La Zébrée 8b+ trad redpointed by Jean-Pierre Ouellet

24.05.2007 by Planetmountain

On May 12 Jean-Pierre Ouellet redpointed La Zébrée 8b+ at Mont-King, Canada, placing all the gear except the first piece on lead.

Remember La Zébrée, the 8b+ trad route in Canada's Mont-King climbed by Jean-François Beaulieu in 2004 and hailed as one of America's hardest cracklines? At the time Jean-François climbed the mammoth crack pinkpoint, knowing full-well that the next step would be to climb the route placing the gear on the lead. Well, on May 12 his climbing partner Jean-Pierre Ouellet upped the ante and led the whole pitch, placing all the gear as he went bar the first piece to avoid the rope drag and weird landing.

Jean-Pierre estimates to have attempted the route between 50-60 times prior to the successful ascent, removing the gear from the wildly steep line after each attempt. That's determination for you! While Jean-Pierre searches for a new project this season, check out his full report below:


La Zébrée 8b+ Mont-King, Canada by Jean-Pierre Ouellet
I'd been working the route for the last 3 years. The first season I worked the route for a lot. It took a long time to figure out all the "beta"... Not so much the climbing beta, but mostly the cleaning beta... As you probably know the route is almost always wet. So every day that I wanted to try the route, I had to dry it out with towels and sponges... Some days it would take up to 5 hours to clean the crack... yeah I know I'm crazy... But if you'd see this crack in person, you would do the same... It is by far the best looking route I've ever seen... I've seen a lot of cracks in N. America and La Zebree makes Sphinx Crack, Phoenix and everything in Indian Creek look like a pile. The second season it rained so much that the route was seeping badly and I wasn't able to dry it completely.

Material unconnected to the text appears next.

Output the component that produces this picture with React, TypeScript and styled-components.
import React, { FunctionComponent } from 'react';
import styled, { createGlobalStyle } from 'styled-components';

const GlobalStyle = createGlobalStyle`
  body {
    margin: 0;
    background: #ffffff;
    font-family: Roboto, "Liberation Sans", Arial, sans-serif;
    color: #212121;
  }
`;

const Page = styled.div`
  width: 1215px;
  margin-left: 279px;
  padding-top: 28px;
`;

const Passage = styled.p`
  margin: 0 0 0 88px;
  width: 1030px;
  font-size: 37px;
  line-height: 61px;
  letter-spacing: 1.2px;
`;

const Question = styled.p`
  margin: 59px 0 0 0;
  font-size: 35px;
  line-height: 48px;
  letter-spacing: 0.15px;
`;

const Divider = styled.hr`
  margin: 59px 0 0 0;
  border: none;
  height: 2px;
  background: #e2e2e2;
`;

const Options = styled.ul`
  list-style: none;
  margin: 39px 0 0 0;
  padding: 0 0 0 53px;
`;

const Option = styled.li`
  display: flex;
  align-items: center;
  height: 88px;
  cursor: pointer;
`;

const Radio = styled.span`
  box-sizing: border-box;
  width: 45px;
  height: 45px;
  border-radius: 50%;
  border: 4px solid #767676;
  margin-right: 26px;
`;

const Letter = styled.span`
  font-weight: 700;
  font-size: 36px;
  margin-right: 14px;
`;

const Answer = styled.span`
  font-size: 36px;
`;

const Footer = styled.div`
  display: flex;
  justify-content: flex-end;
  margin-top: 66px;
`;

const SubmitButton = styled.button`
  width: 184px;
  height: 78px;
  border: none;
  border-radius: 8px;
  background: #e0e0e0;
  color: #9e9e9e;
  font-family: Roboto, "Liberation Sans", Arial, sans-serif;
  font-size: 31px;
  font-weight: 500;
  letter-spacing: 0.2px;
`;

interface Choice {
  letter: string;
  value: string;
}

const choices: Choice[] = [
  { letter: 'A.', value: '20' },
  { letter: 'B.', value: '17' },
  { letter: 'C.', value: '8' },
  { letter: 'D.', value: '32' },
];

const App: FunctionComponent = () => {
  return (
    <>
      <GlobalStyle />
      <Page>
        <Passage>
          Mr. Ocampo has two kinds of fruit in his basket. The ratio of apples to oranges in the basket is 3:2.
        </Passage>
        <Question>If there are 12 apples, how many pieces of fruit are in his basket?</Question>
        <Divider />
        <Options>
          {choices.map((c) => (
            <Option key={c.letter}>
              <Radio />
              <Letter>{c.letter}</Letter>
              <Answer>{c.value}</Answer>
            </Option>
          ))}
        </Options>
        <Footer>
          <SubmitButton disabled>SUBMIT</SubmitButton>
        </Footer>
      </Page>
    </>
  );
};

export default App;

The route is very steep, has two roofs and leans quite to the left. Very weird angle. It's 25 meters long and overhangs for about 13 meters. Since I wanted to climb the route placing the gear I also had to figure out a way to clean the gear... You can't just rap and clean (like you would do on Sphinx or Phoenix...). So I had to down aid to some in-situ nuts (which I did not clip when leading) after every try and then swing and pull while lowering to clean the whole thing. Quite tiring...

I probably attempted the route 50-60 time over 3 years. I did it on my 10th try this season. I trained at the Red for 3 weeks before realizing that it had not rained for 10 days at Val David... So I sprinted back home to start try it. I felt pretty strong and the route was exceptionally dry (although on the first day I still had to clean it for 5 hours, and 2 the next morning).

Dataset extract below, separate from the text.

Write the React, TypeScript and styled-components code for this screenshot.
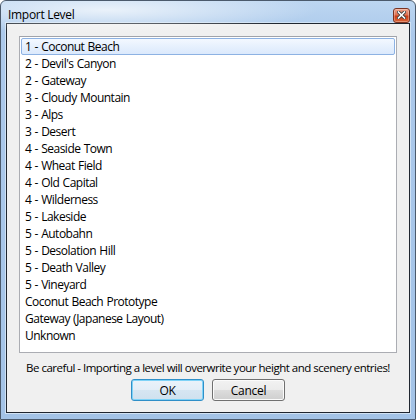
import React from "react";
import styled, { createGlobalStyle } from "styled-components";

const Global = createGlobalStyle`
  html, body { margin: 0; padding: 0; background: #ffffff; }
  * { box-sizing: border-box; }
`;

const Window = styled.div`
  width: 416px;
  height: 420px;
  border: 1px solid #4b5a6c;
  border-radius: 6px 6px 0 0;
  background: linear-gradient(180deg, #bcd6f1 0%, #acc9eb 8%, #a3c3e7 100%);
  padding: 0 5px 6px 5px;
  display: flex;
  flex-direction: column;
  font-family: "Open Sans", "Noto Sans", sans-serif;
  position: relative;
  overflow: hidden;
`;

const Glow = styled.div`
  position: absolute;
  left: -10px;
  top: -14px;
  width: 330px;
  height: 46px;
  background: radial-gradient(ellipse at 35% 50%, rgba(255,255,255,0.7) 0%, rgba(255,255,255,0.3) 40%, rgba(255,255,255,0) 70%);
  pointer-events: none;
`;

const TitleBar = styled.div`
  height: 22px;
  display: flex;
  align-items: center;
  justify-content: space-between;
  padding-left: 2px;
  position: relative;
`;

const Title = styled.span`
  font-size: 12px;
  color: #000;
  letter-spacing: -0.3px;
  margin-top: 4px;
`;

const CloseButton = styled.div`
  width: 17px;
  height: 15px;
  margin-top: 6px;
  margin-right: 0;
  border: 1px solid #7a3322;
  border-radius: 3px;
  background: linear-gradient(180deg, #eda18a 0%, #df7152 45%, #c93d18 55%, #db6436 100%);
  box-shadow: inset 0 0 0 1px rgba(255,255,255,0.3);
  display: flex;
  align-items: center;
  justify-content: center;
`;

const Client = styled.div`
  flex: 1;
  border: 1px solid #1f2630;
  background: #f0f0f0;
  padding: 12px 12px 0 12px;
  display: flex;
  flex-direction: column;
  box-shadow: 0 0 0 1px #d0e2f4;
`;

const ListBox = styled.div`
  height: 317px;
  flex-shrink: 0;
  border: 1px solid #abadb3;
  border-top-color: #a0a3aa;
  background: #ffffff;
  padding: 1px 1px;
  display: flex;
  flex-direction: column;
`;

const Item = styled.div<{ $selected?: boolean }>`
  height: 17px;
  line-height: 16px;
  font-size: 12px;
  color: #000;
  padding-left: 3px;
  white-space: nowrap;
  letter-spacing: -0.5px;
  word-spacing: 0.6px;
  border: 1px solid ${(p) => (p.$selected ? "#8db2e3" : "transparent")};
  border-radius: 2px;
  background: ${(p) =>
    p.$selected ? "linear-gradient(180deg, #f3f8ff 0%, #e4effd 60%, #dbe9fc 100%)" : "transparent"};
`;

const Warning = styled.div`
  margin-top: 7px;
  text-align: center;
  font-size: 11.5px;
  line-height: 15px;
  color: #000;
  letter-spacing: -0.5px;
  white-space: nowrap;
`;

const ButtonRow = styled.div`
  margin-top: 4px;
  display: flex;
  justify-content: center;
  gap: 8px;
`;

const Button = styled.button<{ $default?: boolean }>`
  width: 73px;
  height: 22px;
  padding: 0;
  font-family: "Open Sans", "Noto Sans", sans-serif;
  font-size: 12px;
  letter-spacing: -0.3px;
  color: #000;
  border-radius: 3px;
  border: 1px solid ${(p) => (p.$default ? "#2f8fc8" : "#707070")};
  box-shadow: inset 0 0 0 1px ${(p) => (p.$default ? "#7fd3f7" : "#fbfbfb")};
  background: ${(p) =>
    p.$default
      ? "linear-gradient(180deg, #eaf3fa 0%, #e3eef7 50%, #d6e6f2 50%, #cfe1ee 100%)"
      : "linear-gradient(180deg, #f2f2f2 0%, #ebebeb 50%, #dddddd 50%, #cfcfcf 100%)"};
`;

const levels = [
  "1 - Coconut Beach",
  "2 - Devil's Canyon",
  "2 - Gateway",
  "3 - Cloudy Mountain",
  "3 - Alps",
  "3 - Desert",
  "4 - Seaside Town",
  "4 - Wheat Field",
  "4 - Old Capital",
  "4 - Wilderness",
  "5 - Lakeside",
  "5 - Autobahn",
  "5 - Desolation Hill",
  "5 - Death Valley",
  "5 - Vineyard",
  "Coconut Beach Prototype",
  "Gateway (Japanese Layout)",
  "Unknown",
];

export default function App() {
  return (
    <>
      <Global />
      <Window>
        <Glow />
        <TitleBar>
          <Title>Import Level</Title>
          <CloseButton>
            <svg width="9" height="8" viewBox="0 0 9 8">
              <path d="M1.5 1 L7.5 7 M7.5 1 L1.5 7" stroke="#3a3a3a" strokeWidth="3.2" strokeLinecap="square" />
              <path d="M1.5 1 L7.5 7 M7.5 1 L1.5 7" stroke="#ffffff" strokeWidth="1.6" strokeLinecap="square" />
            </svg>
          </CloseButton>
        </TitleBar>
        <Client>
          <ListBox>
            {levels.map((l, i) => (
              <Item key={l} $selected={i === 0}>
                {l}
              </Item>
            ))}
          </ListBox>
          <Warning>Be careful - Importing a level will overwrite your height and scenery entries!</Warning>
          <ButtonRow>
            <Button $default>OK</Button>
            <Button>Cancel</Button>
          </ButtonRow>
        </Client>
      </Window>
    </>
  );
}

I preplaced the first piece because the landing is pretty weird and the rope would get caught in the first roof when I tried to place the gear low in the first section... You could do the first roof with a 2nd rope and you could drop it after you pass it ... But I had enough work trying to keep the route dry every day and cleaning the gear after every try...

La Zébrée is located in Val-David, one of the best traditional climbing crag in Quebec. The granite is really solid and textured. It is about 1 hour north on Montreal. The best season is mid-august to late-October. Mt King is the best sector and in my opinion has 2 of the best cracks climb in the world, La Zebree and Le Toit de Ben. Le Toit de Ben is a 5.13a (7c+) 10m roof crack. It's like Separate Reality but longer, harder and better. Both routes are very unique!